Commercial hydrocarbon sensors have been successfully adapted and deployed in existing SeaKeeper 1000TM installations. Funding is urgently needed to quickly install additional sensors within the existing fleet, to equip new vessels, and to fund the related research.
In response to the Deepwater Horizon oil spill crisis in the Gulf of Mexico, the not-for-profit International SeaKeepers Society, in cooperation with their commercial partner YSI, Inc. and the University of South Florida, a member institution of the Florida Institute of Oceanography, has adapted a C3 Hydrocarbon sensor from Turner Designs to integrate into its proprietary SeaKeeper 1000 oceanographic and atmospheric data acquisition system.
In incorporating the well-established C3 sensor, the SeaKeeper 1000 unit is now capable of mapping the dilute hydrocarbon (oil) plumes and the extent the of the oil spread. Under the leadership of Dr. Mark E. Luther at the University of South Florida, the hydrocarbon sensor has been successfully deployed to the area of the spill on R/V WeatherBird II. SeaKeepers’ ability to gather meteorological and oceanographic data provides a more comprehensive dataset. “The SeaKeeper 1000 system is a powerful ocean observing tool capable of collecting, and both spatially and temporally tagging data from multiple meteorological and in-water sensors from a variety of manufacturers, with real-time data telemetry via satellite,” said Dr. Luther, Associate Professor and Director of the USF Ocean Monitoring and Prediction Lab.

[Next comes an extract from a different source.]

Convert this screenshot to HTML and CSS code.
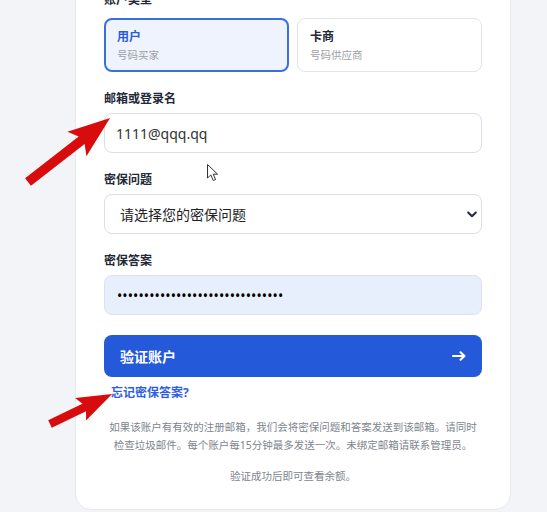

SeaKeepers is actively soliciting funding to monitor and track this unparalleled catastrophe. While the sensor works extremely well in blue water, further refinements are needed for close inshore monitoring due to potential interference of color dissolved organic matter (CDOM). “The more data that can be gathered from the open and coastal waters of the West Coast of Florida, the Keys, and the East Coast of the United States, the better equipped scientists will be to provide answers on the effects of the oil spill. A baseline must be established quickly,” said SeaKeepers President Dean C. Klevan. “Dr. Luther’s research proves that this technology works…and it is ready now.”
The SeaKeepers’ autonomous, flow-through survey system seamlessly merges GPS data with crude oil concentration (and data from other 3rd party sensors) to allow quick mapping of the survey area. All data are logged to the onboard computer and are transmitted to the SeaKeepers’ servers, via satellite telemetry. The information is available, without cost, to marine and atmospheric scientists, enabling further study. SeaKeepers is in the process of expanding the installations to include vessels of the NOAA’s National Marine Sanctuaries.
Coastal installations at strategic locations are under study. A smaller portable solution has been engineered by YSI and has been installed on the Florida Department of Environmental Protection’s 21-foot monitoring boat. While the SeaKeeper 1000 unit usually involves a thru-hull fitting, this new design is capable of being installed in a matter of hours on the transom or gunwale of a small boat, or the existing seawater system of any large vessel. This system’s operational simplicity allows vessels of opportunity to be utilized for rapid spatial, surface surveys of relative oil concentrations using Turner Design’s C3 oil sensor.